CourtU.S. District Court — Western District of Texas

William P. Johnson, Duggins Wren Mann & Romero, LLP, Austin, TX, for Plaintiff.

Andrew L. Johnson, Janis H. Detloff, Christina Anne Culver, Thompson, Coe, Cousins & Irons L.L.P., Houston, TX, for Defendants.

ORDER

ROBERT PITMAN, UNITED STATES DISTRICT JUDGE

Before the Court is Defendant Evanston Insurance Company's ("Evantson") Motion for Summary Judgment. (Dkt. 66). Also before the Court is Evanston's Objections and Motion to Strike Evidence in Support of Plaintiff's Response to Motion for Summary Judgment.1 (Dkt. 92).

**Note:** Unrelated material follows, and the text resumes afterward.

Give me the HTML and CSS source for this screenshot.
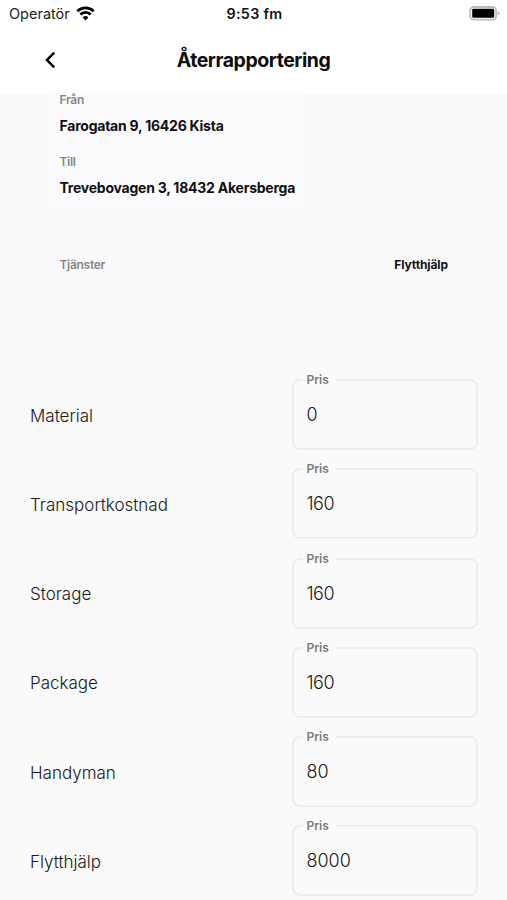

Having considered the parties' briefs, the evidence, and the relevant law, the Court issues the following order.

I. BACKGROUND

This is an action about benefits under an insurance policy following pollution damage to commercial property. The following facts are not disputed. Plaintiff HLT Properties, LLC ("HLT") leased commercial property (the "Property") to non-party Global Environmental Services, LLC ("GES") on January 20, 2015. (Lease Agreement, Dkt. 66-4). HLT's owner, Lewis Talbert ("Talbert"), visited the property on May 21, 2015, and discovered that GES was storing and recycling televisions, computers, and lead-bearing glass tubes known as "cathode ray tubes" ("CRTs"). (Talbert Dep., Dkt. 66-11, at 6:16–7:9). Talbert found that GES was "separating the glass of computer screens, CRT Screens, and separating the lead out, lead and other chemicals out of the CRT screens from the plain, non-hazardous glass." (Id. ). On May 22, 2015, Talbert sent a notice of default to GES and threatened to evict them for handling hazardous materials at the property in violation of the lease. (Id. at 7:20–8:3). GES's operator, Kenneth Gravitt ("Gravitt"), assured Talbert that GES was not processing hazardous material on site. (Id. at 8:12–15). By May 25, Talbert was satisfied that GES cured their default after GES cleaned up the site and sent Talbert a certificate of insurance. (Id. at 8:4–19).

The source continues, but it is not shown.